Circle Rate Categories in Delhi: The Current Structure
At present, Delhi splits circle rates into eight categories, ranging from ultra-premium to lower-budget areas:
- Category A: Up to ₹7.74 lakh per square meter
- Category H: Up to ₹23,280 per square meter
However, the categories don’t reflect real-world conditions. For example, Golf Links and Kalindi Colony both fall under Category A, but their actual market pricing differs sharply. Clearly, the classification isn’t logical anymore.
Therefore, the government now works on a more scientific, infrastructure-based rating system, so property comparisons turn more accurate and fair.
Why a Revision Now? The Revenue Factor
Experts repeatedly highlight the government’s revenue leakage. Since circle rates remain outdated, most transactions get recorded at lower values even when real prices stand much higher.
For example:
- In elite areas like Lutyens’ Delhi or South Delhi plotted colonies, market prices easily cross circle rate caps.
- In contrast, certain mid-tier neighborhoods show circle rates that overshoot actual market value. This prevents sellers from closing deals smoothly.
As a result, Delhi loses a significant volume of registration revenue every year.
Proposed A+ Category: A Better Fit for Lutyens’ Delhi
One of the strongest proposals introduces a new A+ category, specifically designed for Delhi’s ultra-luxury zones.
Right now, Lutyens’ Delhi properties fall under Category A, but their market prices tower far above it. Hence, the new A+ rating becomes almost inevitable.
With this update:
- Luxury property identification turns more precise.
- Transactions get recorded closer to real pricing.
- Stamp duty contribution increases.
Farmhouses in the Spotlight: Finally Getting Real Valuation
Equally important, Delhi also plans to revise South Delhi farmhouse circle rates.
Currently, farmhouses get officially valued as agricultural land. But practically, people use them for weddings, corporate events, and commercial celebrations. Many farmhouses sell for crores, yet registrations happen at outdated land rates.
Now, the new approach shifts valuation toward:
- Location-based pricing
- Surrounding real-estate benchmarks
- Infrastructure proximity
This ensures circle rates finally match the lifestyle premium these properties command.
What Will Change for Homebuyers?
Moving ahead, here’s how the overhaul affects homebuyers, realistically and clearly:
1. Higher stamp duty payments
Because deals now get registered at hiked circle rates, buyers pay more stamp duty.

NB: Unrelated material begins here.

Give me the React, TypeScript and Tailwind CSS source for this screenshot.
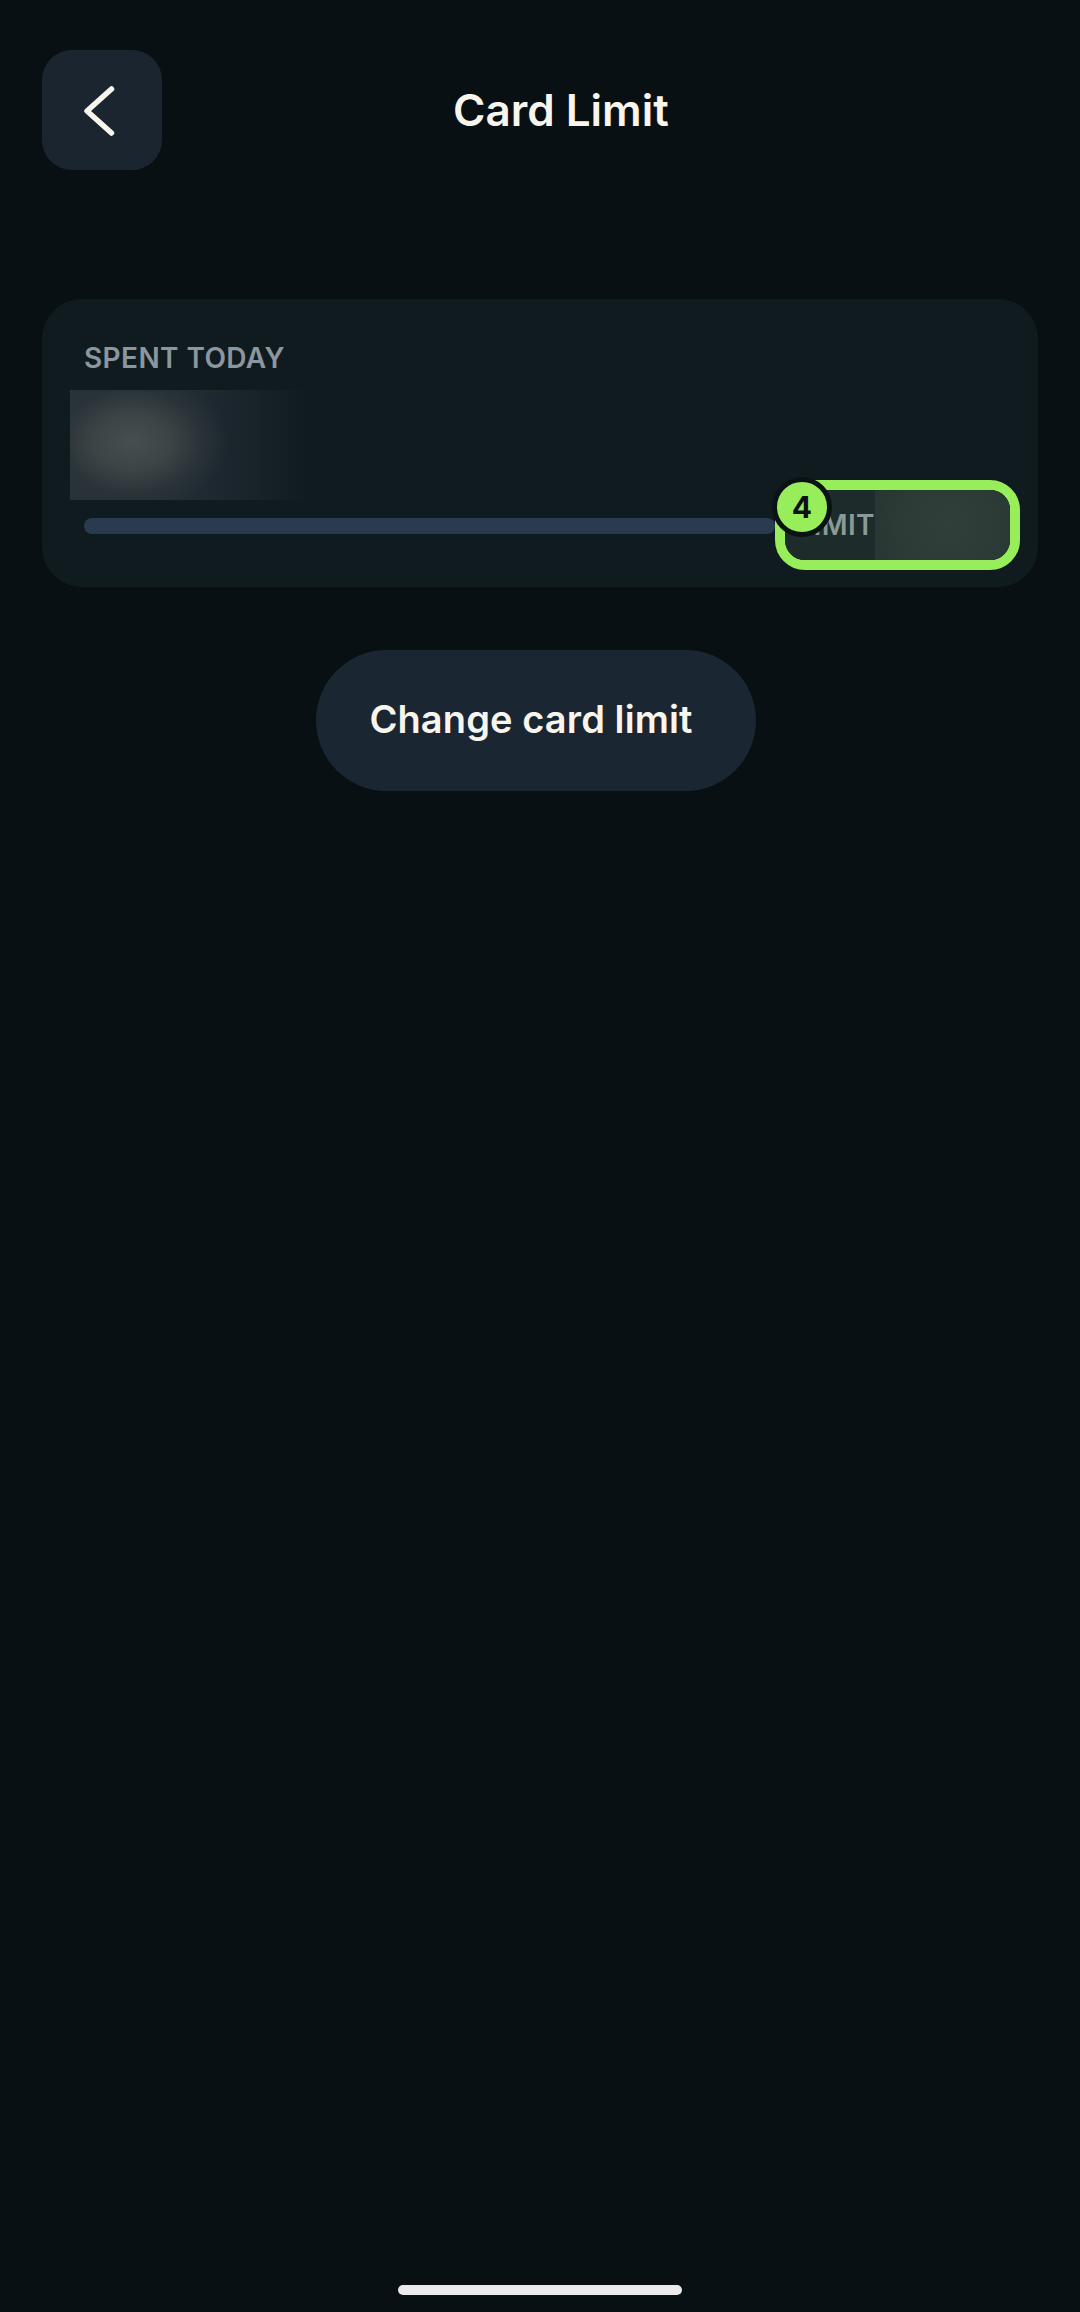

Although it might pinch initially, it reduces unofficial cash involvement later.
2. More transparent transactions
Since circles and markets move closer, deals stay cleaner and better documented. Gradually, this improves buyer confidence too.
3. Reduction in cash component
Due to fairer pricing, sellers don’t push for large cash transactions. Consequently, buyers secure loan approvals more smoothly.
4. Better scope of home loans
When registered values increase, banks agree to sanction loans on a higher amount. This directly helps salaried homebuyers.
5. Fair pricing across areas
With a scientific category system, buyers compare properties more logically not just emotionally.
And What About the Market Sentiment?
Now, during the transition period, a few possibilities appear likely:
- Deals might slow slightly until new rates settle in.
- Luxury registrations might rise significantly in A+ zones.
- Investors re-evaluate high-end areas like farmhouses and bungalows.
- First-time buyers benefit from lower cash pressure.
In essence, a short-term shakeup leads to long-term clarity.
Expert Insight

Sanjeev Singh, MD of Skj Landbase, adds a ground-level perspective:
“Delhi’s circle rate revision marks a major structural correction. Yes, buyers will pay higher stamp duty, but more importantly, they gain stronger home-loan eligibility and cleaner transactions. Over time, this move will stabilize true asset valuation, especially in luxury plotted colonies and South Delhi farmhouse belts.”
Final Thoughts
To conclude, the Delhi circle rate overhaul isn’t just a price update it’s a course correction for an entire real-estate ecosystem.
Thanks to this change:
- Transparency improves
- Loans get easier
- Cash pressure reduces
- Property valuation looks real
- Comparisons turn fair
Though costs rise a bit, confidence rises a lot more.
And ultimately, that’s exactly what long-term homebuyers care about most.